After the expulsion I was adrift, knowing no craft, belonging to no religious body, and without social or political interest. I engaged myself to a schoolmaster. The story of my very brief stay with him has been elsewhere told with some variation, but I may as well relate it here so as to make my little history complete. The school was somewhere in Stoke Newington. I got there in the evening when it was quite dark. After a word or two with my chief I was shown into a large school-room. Two candles were placed on a raised desk, and this was all the light permitted for the illumination of the great empty space round me. The walls were hung with maps, and the place of honour on the end wall was occupied by a huge drawing of the globe, in perspective, carefully coloured. This masterpiece was the work of the proprietor, an example of the precious learning which might be acquired at his “establishment”. After I had sat down for a few minutes a servant brought me my supper, placed it on a desk, and showed me my bedroom. I ate my meal, and after some time, as nobody came to see me, I thought I had better go to bed. I had to ascend a ladder, which I pulled up after me. When I had shut the door I looked out of window. Before me lay London and the dull glare of its lights. There was no distinct noise perceptible; but a deadened roar came up to me. Over in the south-west was the house of the friend I had left, always a warm home for me when I was in town. Then there fell upon me what was the beginning of a trouble which has lasted all my life. The next afternoon I went to the proprietor and told him I could not stay. He was greatly amazed, and still more so because I could give him no reason for leaving. He protested very reasonably that I could not break my engagement at the beginning of term, but he gave me permission to look for a substitute. I found a Scotch graduate who, like myself, had been accused of heresy, and had nothing to do. He came the same day, and I went back to — Terrace, somewhere out by Haverstock Hill. I forget its name; it was a dull row of stuccoed ugliness. But to me that day Grasmere, the Quantocks, or the Cornish sea-coast would have been nothing compared with that stucco line. When I knocked at the door the horrible choking fog had rolled away: I rushed inside; there was a hearty embrace, and the sun shone gloriously. Still, I had nothing to do.

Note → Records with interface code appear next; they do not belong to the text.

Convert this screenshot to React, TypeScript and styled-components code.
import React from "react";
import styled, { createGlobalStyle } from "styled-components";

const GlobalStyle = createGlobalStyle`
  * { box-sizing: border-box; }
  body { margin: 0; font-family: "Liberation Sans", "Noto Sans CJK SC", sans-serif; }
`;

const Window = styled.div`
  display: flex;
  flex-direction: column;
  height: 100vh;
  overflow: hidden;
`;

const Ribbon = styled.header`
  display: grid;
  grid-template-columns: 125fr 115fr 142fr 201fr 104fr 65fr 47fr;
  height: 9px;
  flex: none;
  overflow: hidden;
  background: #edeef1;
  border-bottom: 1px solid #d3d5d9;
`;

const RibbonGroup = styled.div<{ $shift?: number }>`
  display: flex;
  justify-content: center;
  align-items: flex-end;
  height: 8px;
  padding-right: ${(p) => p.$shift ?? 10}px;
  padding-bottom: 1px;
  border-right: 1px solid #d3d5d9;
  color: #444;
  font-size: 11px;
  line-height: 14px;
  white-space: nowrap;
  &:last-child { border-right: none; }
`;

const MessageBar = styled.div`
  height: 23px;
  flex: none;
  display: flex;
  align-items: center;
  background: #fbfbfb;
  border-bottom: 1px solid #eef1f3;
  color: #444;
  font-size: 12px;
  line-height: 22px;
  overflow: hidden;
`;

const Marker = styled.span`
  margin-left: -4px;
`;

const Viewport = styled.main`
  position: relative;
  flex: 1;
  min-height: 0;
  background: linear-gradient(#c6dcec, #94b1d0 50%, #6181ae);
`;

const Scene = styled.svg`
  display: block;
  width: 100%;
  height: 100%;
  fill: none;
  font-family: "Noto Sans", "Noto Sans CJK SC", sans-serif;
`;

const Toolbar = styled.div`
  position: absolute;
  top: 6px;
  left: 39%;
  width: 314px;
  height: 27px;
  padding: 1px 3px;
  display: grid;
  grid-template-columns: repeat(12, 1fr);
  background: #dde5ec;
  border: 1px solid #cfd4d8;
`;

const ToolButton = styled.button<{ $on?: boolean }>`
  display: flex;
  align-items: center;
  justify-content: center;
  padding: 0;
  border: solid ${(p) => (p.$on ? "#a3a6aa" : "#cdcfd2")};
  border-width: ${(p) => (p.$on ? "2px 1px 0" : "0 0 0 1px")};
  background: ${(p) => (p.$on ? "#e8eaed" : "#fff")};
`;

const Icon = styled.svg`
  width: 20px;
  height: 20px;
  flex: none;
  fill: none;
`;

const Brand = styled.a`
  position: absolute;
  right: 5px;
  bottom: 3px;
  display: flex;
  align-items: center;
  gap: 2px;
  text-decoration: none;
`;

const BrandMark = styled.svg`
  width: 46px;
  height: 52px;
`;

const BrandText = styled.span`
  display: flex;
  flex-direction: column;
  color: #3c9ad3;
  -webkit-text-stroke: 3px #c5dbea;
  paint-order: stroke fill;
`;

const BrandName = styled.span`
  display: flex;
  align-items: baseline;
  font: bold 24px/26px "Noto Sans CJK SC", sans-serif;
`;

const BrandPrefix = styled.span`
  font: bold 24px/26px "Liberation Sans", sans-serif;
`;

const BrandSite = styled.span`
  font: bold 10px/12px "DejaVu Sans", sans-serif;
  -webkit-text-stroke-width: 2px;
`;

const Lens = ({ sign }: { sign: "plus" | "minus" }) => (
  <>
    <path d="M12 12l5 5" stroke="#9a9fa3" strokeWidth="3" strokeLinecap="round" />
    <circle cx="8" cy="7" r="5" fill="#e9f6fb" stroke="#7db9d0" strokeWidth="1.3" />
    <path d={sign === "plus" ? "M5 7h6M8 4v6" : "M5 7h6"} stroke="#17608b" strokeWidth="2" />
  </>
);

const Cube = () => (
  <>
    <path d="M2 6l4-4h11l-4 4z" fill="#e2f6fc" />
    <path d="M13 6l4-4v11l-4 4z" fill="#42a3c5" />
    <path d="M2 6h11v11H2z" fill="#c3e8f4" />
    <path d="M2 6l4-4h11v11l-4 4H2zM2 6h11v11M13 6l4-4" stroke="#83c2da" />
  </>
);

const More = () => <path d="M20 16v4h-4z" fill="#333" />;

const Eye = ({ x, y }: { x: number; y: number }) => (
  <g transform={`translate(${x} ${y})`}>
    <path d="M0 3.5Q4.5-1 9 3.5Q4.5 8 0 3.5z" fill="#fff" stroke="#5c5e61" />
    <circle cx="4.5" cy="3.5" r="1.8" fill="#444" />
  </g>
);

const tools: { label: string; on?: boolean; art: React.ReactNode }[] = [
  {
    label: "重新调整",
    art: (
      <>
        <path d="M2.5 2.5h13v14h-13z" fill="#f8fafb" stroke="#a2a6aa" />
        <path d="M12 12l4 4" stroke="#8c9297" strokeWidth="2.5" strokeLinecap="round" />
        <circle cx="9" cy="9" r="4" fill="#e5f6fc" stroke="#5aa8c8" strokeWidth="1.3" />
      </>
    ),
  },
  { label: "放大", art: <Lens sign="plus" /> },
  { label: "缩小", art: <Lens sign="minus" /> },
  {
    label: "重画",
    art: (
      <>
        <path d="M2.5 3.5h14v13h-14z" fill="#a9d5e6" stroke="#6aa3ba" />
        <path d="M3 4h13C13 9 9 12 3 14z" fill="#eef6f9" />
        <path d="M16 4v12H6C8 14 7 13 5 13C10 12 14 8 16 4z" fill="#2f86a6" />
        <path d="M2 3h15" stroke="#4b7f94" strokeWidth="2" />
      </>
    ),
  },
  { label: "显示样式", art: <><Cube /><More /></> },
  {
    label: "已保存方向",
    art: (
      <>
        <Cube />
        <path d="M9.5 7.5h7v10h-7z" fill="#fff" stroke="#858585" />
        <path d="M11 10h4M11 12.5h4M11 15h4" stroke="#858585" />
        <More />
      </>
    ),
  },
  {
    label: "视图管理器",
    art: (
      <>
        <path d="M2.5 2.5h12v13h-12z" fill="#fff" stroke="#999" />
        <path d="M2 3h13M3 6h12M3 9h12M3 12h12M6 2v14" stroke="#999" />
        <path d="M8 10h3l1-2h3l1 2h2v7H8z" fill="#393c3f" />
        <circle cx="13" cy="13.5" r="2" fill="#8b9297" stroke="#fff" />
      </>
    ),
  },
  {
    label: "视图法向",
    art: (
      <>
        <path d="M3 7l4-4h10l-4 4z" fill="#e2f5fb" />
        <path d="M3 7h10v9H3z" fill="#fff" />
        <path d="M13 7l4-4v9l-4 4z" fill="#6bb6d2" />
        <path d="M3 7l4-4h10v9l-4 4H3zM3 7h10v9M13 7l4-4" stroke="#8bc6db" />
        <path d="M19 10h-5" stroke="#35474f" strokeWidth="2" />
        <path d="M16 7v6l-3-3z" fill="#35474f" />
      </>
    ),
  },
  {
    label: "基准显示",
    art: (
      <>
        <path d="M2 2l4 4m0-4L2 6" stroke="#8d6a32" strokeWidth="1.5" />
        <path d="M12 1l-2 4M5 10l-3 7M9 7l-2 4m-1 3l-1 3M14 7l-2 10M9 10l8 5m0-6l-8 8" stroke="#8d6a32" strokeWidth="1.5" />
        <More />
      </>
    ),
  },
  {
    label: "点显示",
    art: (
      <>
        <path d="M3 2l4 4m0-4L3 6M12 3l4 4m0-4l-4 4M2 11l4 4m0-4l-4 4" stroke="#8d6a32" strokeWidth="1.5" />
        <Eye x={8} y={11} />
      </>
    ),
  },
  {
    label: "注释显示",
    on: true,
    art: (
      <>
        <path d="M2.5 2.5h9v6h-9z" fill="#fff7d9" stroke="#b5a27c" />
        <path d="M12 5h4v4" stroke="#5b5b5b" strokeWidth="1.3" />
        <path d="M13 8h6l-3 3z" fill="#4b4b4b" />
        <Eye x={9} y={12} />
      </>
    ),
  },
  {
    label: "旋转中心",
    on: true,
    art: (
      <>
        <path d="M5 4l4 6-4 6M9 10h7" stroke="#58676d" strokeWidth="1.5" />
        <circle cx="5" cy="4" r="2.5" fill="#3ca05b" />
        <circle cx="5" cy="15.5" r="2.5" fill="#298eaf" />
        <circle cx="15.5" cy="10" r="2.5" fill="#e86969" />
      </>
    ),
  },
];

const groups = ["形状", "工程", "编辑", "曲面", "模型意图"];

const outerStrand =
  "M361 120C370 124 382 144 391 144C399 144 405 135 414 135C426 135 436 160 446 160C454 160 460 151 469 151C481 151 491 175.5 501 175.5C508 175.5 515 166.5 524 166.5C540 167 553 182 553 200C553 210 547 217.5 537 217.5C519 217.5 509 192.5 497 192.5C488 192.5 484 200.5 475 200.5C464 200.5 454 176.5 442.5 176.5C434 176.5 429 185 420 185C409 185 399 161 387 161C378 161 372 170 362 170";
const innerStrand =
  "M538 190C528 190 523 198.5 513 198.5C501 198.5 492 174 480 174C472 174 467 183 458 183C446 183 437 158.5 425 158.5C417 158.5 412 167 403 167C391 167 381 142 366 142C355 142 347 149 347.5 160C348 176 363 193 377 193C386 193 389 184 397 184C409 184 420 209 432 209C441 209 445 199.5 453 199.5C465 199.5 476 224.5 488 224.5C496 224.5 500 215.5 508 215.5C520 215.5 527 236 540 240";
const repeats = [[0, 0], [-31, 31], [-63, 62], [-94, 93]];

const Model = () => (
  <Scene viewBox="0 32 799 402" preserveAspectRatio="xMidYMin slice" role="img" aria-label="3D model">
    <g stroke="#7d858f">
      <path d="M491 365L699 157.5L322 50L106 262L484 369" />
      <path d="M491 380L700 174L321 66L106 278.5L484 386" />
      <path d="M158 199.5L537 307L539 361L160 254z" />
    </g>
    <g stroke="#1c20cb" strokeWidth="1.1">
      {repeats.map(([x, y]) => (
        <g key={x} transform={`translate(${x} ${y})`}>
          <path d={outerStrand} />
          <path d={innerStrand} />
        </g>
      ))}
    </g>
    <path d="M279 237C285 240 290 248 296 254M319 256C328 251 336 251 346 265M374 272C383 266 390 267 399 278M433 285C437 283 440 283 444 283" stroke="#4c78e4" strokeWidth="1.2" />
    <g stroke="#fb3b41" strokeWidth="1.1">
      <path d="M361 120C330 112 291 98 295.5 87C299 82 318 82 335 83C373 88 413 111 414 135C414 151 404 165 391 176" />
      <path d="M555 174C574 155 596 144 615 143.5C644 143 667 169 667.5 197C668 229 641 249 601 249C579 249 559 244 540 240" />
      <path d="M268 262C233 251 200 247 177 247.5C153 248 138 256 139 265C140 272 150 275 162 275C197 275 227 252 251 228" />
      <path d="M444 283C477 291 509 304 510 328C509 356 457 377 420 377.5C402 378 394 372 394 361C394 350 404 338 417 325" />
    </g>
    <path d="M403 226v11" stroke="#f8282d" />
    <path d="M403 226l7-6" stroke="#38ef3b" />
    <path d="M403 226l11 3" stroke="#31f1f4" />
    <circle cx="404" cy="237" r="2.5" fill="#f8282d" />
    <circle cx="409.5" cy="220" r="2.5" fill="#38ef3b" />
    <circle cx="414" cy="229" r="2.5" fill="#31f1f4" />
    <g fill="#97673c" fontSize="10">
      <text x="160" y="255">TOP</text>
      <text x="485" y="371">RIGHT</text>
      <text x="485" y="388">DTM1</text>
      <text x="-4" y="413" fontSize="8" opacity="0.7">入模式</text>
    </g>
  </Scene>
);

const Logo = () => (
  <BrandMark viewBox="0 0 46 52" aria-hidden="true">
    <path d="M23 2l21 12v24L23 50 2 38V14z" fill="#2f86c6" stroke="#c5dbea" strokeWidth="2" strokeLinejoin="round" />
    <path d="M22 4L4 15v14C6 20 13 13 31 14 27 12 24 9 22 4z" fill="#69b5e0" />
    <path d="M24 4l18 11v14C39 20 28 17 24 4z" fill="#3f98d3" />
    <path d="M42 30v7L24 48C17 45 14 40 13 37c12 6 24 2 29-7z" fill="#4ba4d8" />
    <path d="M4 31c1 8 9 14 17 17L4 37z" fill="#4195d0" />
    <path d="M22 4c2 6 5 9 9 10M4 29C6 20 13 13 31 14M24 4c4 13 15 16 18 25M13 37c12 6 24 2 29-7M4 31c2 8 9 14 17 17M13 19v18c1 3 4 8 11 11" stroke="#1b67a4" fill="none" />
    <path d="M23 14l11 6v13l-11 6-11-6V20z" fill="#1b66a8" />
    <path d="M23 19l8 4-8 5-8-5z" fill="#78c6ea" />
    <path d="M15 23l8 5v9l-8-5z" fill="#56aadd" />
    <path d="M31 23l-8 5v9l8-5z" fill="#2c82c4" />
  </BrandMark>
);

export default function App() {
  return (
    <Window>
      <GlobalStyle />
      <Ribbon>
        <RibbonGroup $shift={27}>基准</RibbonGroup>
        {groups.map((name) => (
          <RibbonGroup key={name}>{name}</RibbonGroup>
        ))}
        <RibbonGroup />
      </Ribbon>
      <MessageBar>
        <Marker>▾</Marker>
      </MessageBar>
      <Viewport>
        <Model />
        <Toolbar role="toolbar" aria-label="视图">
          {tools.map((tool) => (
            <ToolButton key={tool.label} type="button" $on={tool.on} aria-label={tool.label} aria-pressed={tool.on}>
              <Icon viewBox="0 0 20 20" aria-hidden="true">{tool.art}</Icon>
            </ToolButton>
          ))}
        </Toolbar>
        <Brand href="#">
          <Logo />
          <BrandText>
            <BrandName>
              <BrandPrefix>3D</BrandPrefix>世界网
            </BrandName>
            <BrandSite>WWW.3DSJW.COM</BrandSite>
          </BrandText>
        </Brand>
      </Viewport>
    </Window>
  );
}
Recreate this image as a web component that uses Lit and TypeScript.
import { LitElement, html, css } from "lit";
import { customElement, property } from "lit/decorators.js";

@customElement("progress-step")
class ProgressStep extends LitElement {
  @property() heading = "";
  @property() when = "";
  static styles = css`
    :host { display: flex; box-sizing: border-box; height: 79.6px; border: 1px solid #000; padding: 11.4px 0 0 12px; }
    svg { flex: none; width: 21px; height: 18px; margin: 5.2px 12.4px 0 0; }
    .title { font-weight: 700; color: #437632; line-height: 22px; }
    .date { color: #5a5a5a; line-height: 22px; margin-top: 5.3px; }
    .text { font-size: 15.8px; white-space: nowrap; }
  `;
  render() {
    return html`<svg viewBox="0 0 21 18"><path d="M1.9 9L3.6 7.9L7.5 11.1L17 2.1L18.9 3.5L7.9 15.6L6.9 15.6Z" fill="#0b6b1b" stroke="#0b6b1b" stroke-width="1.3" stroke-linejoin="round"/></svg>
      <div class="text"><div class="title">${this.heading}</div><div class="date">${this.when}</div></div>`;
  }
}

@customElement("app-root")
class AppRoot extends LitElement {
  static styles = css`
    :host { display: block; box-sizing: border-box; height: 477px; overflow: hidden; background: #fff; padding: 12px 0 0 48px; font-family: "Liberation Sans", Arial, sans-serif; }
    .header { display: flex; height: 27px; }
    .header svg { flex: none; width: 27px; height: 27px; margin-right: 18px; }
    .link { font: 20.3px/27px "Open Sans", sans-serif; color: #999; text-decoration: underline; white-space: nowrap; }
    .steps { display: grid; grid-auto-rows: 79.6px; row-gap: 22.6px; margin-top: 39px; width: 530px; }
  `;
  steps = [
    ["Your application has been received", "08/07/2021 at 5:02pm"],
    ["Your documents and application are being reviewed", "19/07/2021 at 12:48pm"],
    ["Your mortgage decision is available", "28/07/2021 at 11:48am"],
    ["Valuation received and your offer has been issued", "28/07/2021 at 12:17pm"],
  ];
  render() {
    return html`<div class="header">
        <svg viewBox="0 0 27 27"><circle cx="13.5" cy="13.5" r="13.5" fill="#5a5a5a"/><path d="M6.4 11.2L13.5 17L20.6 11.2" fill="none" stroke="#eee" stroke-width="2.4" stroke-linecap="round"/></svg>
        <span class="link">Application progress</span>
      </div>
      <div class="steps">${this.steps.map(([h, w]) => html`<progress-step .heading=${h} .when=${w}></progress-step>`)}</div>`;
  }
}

At this point I had intended to stop. A good part of my life henceforward has appeared under disguise in one of my books, but I think on reconsideration it will be better to record here also what little remains to be told about myself, and to narrate it as history. I called on several publishers and asked for employment, but could get none till I came to John Chapman, editor and proprietor of the Westminster Review, as well as publisher, mainly of books which were theologically heretical, and, I am sorry to say, did not pay. He lived at 142 Strand.
As the New College council had tested my orthodoxy, so Chapman tested my heresy and found that I was fit for the propagandist work in No. 142 and for its society. He asked me if I believed in miracles. I said “Yes and no”. I did not believe that an actual Curtius leaped into the gulf in the Forum and saved Rome, but I did believe in the spiritual truth set forth in the legend. This reply was allowed to pass, although my scepticism would have been more satisfactory and more useful if it had been a little more thorough.